Untunglah beberapa elemen kultural klan api tersebut tak lalai dipaparkan, sebutlah ritual tari-tarian beraroma psikedelik yang jadi cara mereka berpesta, atau metode ala kamikaze yang digunakan kala perang, di mana prajurit Mangkwan bakal membakar tubuhnya sebelum menabrakkan diri ke arah lawan. Ekspedisi mengungkap kekayaan budaya Pandora memang salah satu menu paling lezat dalam Avatar. 

Tidak bisa ditampik bahwa alurnya cenderung generik karena bak pengulangan yang dipanjang-panjangkan dari judul-judul sebelumnya, namun tiap repetisi itu mulai terasa membosankan, Cameron melempar aksi bombastis berhiaskan parade visual luar biasa. 

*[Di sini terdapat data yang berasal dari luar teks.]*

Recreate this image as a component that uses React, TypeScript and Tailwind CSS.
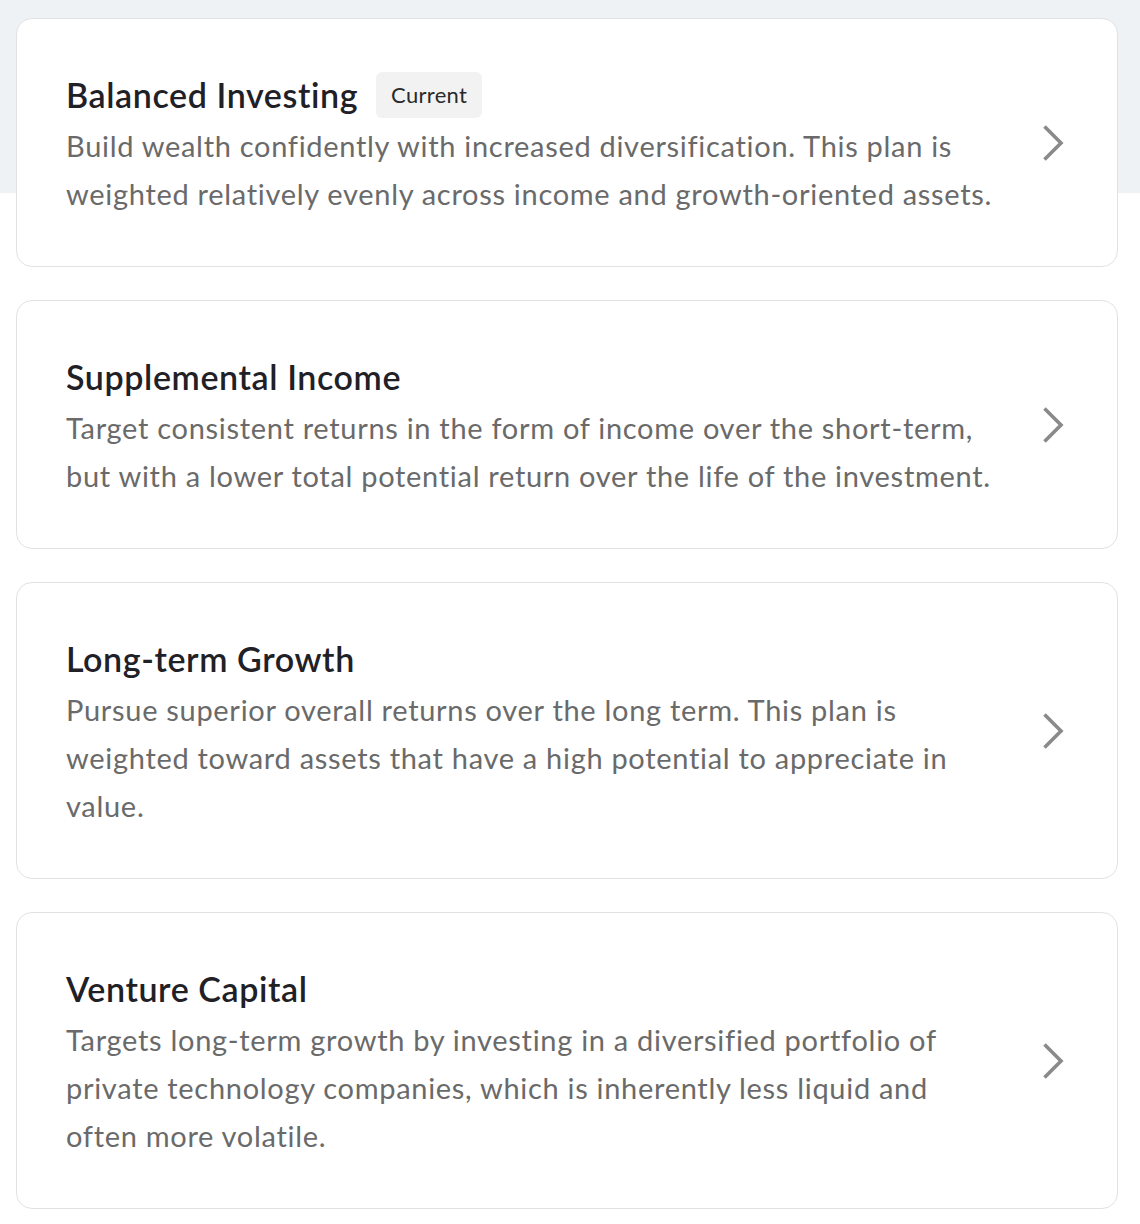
interface Plan {
    id: number;
    title: string;
    description: string;
    current?: boolean;
}

const plans: Plan[] = [
    {
        id: 1,
        title: "Balanced Investing",
        description:
            "Build wealth confidently with increased diversification. This plan is weighted relatively evenly across income and growth-oriented assets.",
        current: true,
    },
    {
        id: 2,
        title: "Supplemental Income",
        description:
            "Target consistent returns in the form of income over the short-term, but with a lower total potential return over the life of the investment.",
    },
    {
        id: 3,
        title: "Long-term Growth",
        description:
            "Pursue superior overall returns over the long term. This plan is weighted toward assets that have a high potential to appreciate in value.",
    },
    {
        id: 4,
        title: "Venture Capital",
        description:
            "Targets long-term growth by investing in a diversified portfolio of private technology companies, which is inherently less liquid and often more volatile.",
    },
];

const Chevron = () => (
    <svg width="22" height="36" viewBox="0 0 22 36" fill="none" className="ml-8 shrink-0">
        <polyline points="2.5,1.5 19,18 2.5,34.5" stroke="#8a8a8a" strokeWidth="3.6" strokeLinecap="butt" strokeLinejoin="miter" />
    </svg>
);

function PlanCard({ plan }: { plan: Plan }) {
    return (
        <div className="flex items-center rounded-2xl border border-[#e2e2e2] bg-white py-12 pl-[49px] pr-[53px] cursor-pointer">
            <div className="flex-1 min-w-0">
                <div className="flex h-[55px] items-center gap-[18px]">
                    <h3 className="text-[34px] font-semibold leading-none tracking-[0.6px] text-[#1f2126]">{plan.title}</h3>
                    {plan.current && (
                        <span className="flex h-[46px] items-center rounded-md bg-[#f2f2f2] px-[15px] text-[22px] tracking-[0.3px] text-[#2a2a2a]">
                            Current
                        </span>
                    )}
                </div>
                <p className="max-w-[935px] text-[29px] leading-[48px] tracking-[0.7px] text-[#6a6a6a]">{plan.description}</p>
            </div>
            <Chevron />
        </div>
    );
}

export default function App() {
    return (
        <div
            className="min-h-[1224px] w-full bg-[linear-gradient(to_bottom,#eef2f5_193px,#ffffff_193px)] pl-4 pr-[22px] pt-[18px] pb-4"
            style={{ fontFamily: "Lato, 'Noto Sans', sans-serif" }}
        >
            <div className="flex flex-col gap-[33px]">
                {plans.map((plan) => (
                    <PlanCard key={plan.id} plan={plan} />
                ))}
            </div>
        </div>
    );
}
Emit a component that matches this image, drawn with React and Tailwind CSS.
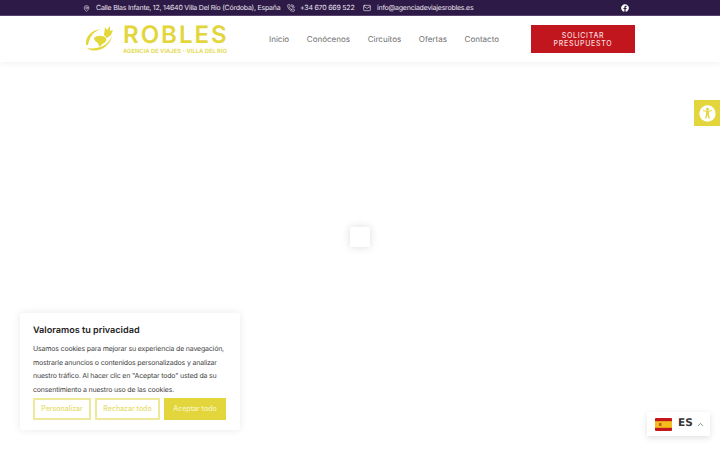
import React from 'react';
import { Mail, MapPin, PhoneCall, ChevronUp } from 'lucide-react';
import { FaFacebook } from 'react-icons/fa';

const font = { fontFamily: 'Inter, "Liberation Sans", sans-serif' };

const Logo = () => (
  <div className="flex items-start w-[146px] h-[32px]">
    <svg width="30" height="28" viewBox="0 0 30 28" fill="none" className="shrink-0 mt-[2px] ml-[1px]">
      <path d="M3 20C2 12 8 5 18 4c-6 2-11 6-13 16z" fill="#e4d73a" />
      <path d="M4 23c5 4 13 3 18-1 4-3 6-7 7-11-2 4-5 8-9 10-5 2-10 3-16 2z" fill="#e4d73a" />
      <path d="M11 13c3-3 9-3 12 0 1 2 0 4-2 5-2 1-3 2-4 4-1-1-2-3-2-4-2-1-4-3-4-5z" fill="#e4d73a" />
      <path d="M21 10l1-8 2 3 3-4 0 5 3-1-2 5-4 3z" fill="#e4d73a" />
    </svg>
    <div className="ml-[10px] flex flex-col items-start">
      <span className="text-[24px] leading-[24px] h-[24px] font-semibold tracking-[2px] text-[#e2d63c] whitespace-nowrap">ROBLES</span>
      <span className="text-[5.8px] leading-[7px] mt-[1px] font-bold text-[#e6dc5c] whitespace-nowrap">AGENCIA DE VIAJES - VILLA DEL RÍO</span>
    </div>
  </div>
);

const TopBar = () => (
  <div className="h-[16px] bg-[#2e1a47] border-b border-[#5a4470] flex items-center pl-[83px] pt-[1px] text-[7px] tracking-[-0.22px] text-[#e9e4ee] whitespace-nowrap">
    <MapPin size={7} className="mr-[6px]" />
    <span className="w-[191px]">Calle Blas Infante, 12, 14640 Villa Del Río (Córdoba), España</span>
    <PhoneCall size={8} className="mr-[5px]" />
    <span className="w-[63px]">+34 670 669 522</span>
    <Mail size={8} className="mr-[6px]" />
    <span className="w-[244px]">info@agenciadeviajesrobles.es</span>
    <FaFacebook size={8} className="text-white" />
  </div>
);

const Header = () => (
  <div className="h-[46px] bg-white flex items-center pl-[82px] shadow-[0_2px_6px_rgba(0,0,0,0.05)]">
    <Logo />
    <nav className="ml-[41px] w-[230px] flex justify-between text-[8px] text-[#6f6f6f] whitespace-nowrap">
      <span>Inicio</span>
      <span>Conócenos</span>
      <span>Circuitos</span>
      <span>Ofertas</span>
      <span>Contacto</span>
    </nav>
    <button className="ml-[32px] w-[104px] h-[28px] pt-[1px] bg-[#c2161f] text-[#f7dcdc] text-[7px] leading-[8px] font-medium tracking-[0.7px]">
      SOLICITAR<br />PRESUPUESTO
    </button>
  </div>
);

const CookieBox = () => (
  <div className="absolute left-[20px] top-[313px] w-[220px] h-[117px] bg-white rounded-[3px] shadow-[0_0_8px_rgba(0,0,0,0.09)] px-[13px] pt-[12px]">
    <h2 className="text-[9.1px] leading-[12px] font-semibold text-[#222]">Valoramos tu privacidad</h2>
    <p className="mt-[5px] text-[7px] leading-[13.5px] tracking-[-0.18px] text-[#444] whitespace-nowrap">
      Usamos cookies para mejorar su experiencia de navegación,<br />
      mostrarle anuncios o contenidos personalizados y analizar<br />
      nuestro tráfico. Al hacer clic en "Aceptar todo" usted da su<br />
      consentimiento a nuestro uso de las cookies.
    </p>
    <div className="mt-[2px] flex gap-[4px] text-[7px] font-medium">
      <button className="w-[58px] h-[22px] border-2 border-[#eee89a] text-[#e6dc6a]">Personalizar</button>
      <button className="w-[65px] h-[22px] border-2 border-[#eee89a] text-[#e6dc6a]">Rechazar todo</button>
      <button className="w-[62px] h-[22px] bg-[#e2d63c] text-[#f8f4c0]">Aceptar todo</button>
    </div>
  </div>
);

const Accessibility = () => (
  <div className="absolute right-0 top-[100px] w-[26px] h-[26px] bg-[#e2d63c] flex items-center justify-center">
    <svg width="17" height="17" viewBox="0 0 24 24">
      <circle cx="12" cy="12" r="11.500" fill="#fff" />
      <circle cx="12" cy="6" r="2" fill="#e2d63c" />
      <path d="M5.500 8.500l4.500 1.200v3.300L8.500 19h1.800l1.700-5 1.700 5h1.800L14 13V9.700l4.500-1.200-.4-1.500-4.100 1.100h-4L5.900 7z" fill="#e2d63c" />
    </svg>
  </div>
);

const LanguageSwitch = () => (
  <div className="absolute left-[647px] top-[412px] w-[63px] h-[24px] bg-white shadow-[0_2px_6px_rgba(0,0,0,0.12)] flex items-center pl-[8px]">
    <svg width="17" height="13" viewBox="0 0 17 13" className="shrink-0">
      <rect width="17" height="13" rx="1" fill="#c4161c" />
      <rect y="3.200" width="17" height="6.600" fill="#f4bd1c" />
      <rect x="4" y="5" width="2.500" height="3" fill="#c05a20" />
    </svg>
    <span className="ml-[6px] text-[10.500px] font-bold text-[#333]" style={{ fontFamily: '"DejaVu Sans", sans-serif' }}>ES</span>
    <ChevronUp size={9} className="ml-[3px] text-[#666]" />
  </div>
);

const App = () => {
  return (
    <div className="relative w-[720px] h-[450px] overflow-hidden bg-white [text-rendering:geometricPrecision]" style={font}>
      <TopBar />
      <Header />
      <div className="h-[388px] flex items-center justify-center">
        <div className="w-[20px] h-[20px] mb-[38px] bg-white rounded-[1px] shadow-[0_0_8px_rgba(0,0,0,0.14)]" />
      </div>
      <Accessibility />
      <CookieBox />
      <LanguageSwitch />
    </div>
  );
};

export default App;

Sekali lagi, memang tiada kebaruan dibanding betapa imersif teknologi 3D milik The Way of Water seolah menumpahkan air samudera langsung ke wajah penonton, tapi semuanya tetap memanjakan mata, entah berkat palet warna yang amat kaya, maupun pilihan shot megah yang disusun Cameron bersama sang sinematografer, Russell Carpenter. 

Cameron memandang HFR (High Frame Rate) yang menyusun sekitar 40% dari Avatar: Fire and Ash merupakan media penguat format 3D. Saya setuju. Di luar persoalan "benda-benda menonjol" semisal cipratan air atau percikan bara api yang seolah dapat disentuh, HFR yang memuluskan gerak gambar mampu meningkatkan kejernihan serta kedalaman dari format 3D. Belum lagi kualitas CGI yang serba nyata. Tidak satu sineas pun sanggup menandingi James Cameron mengenai eksplorasi teknologi.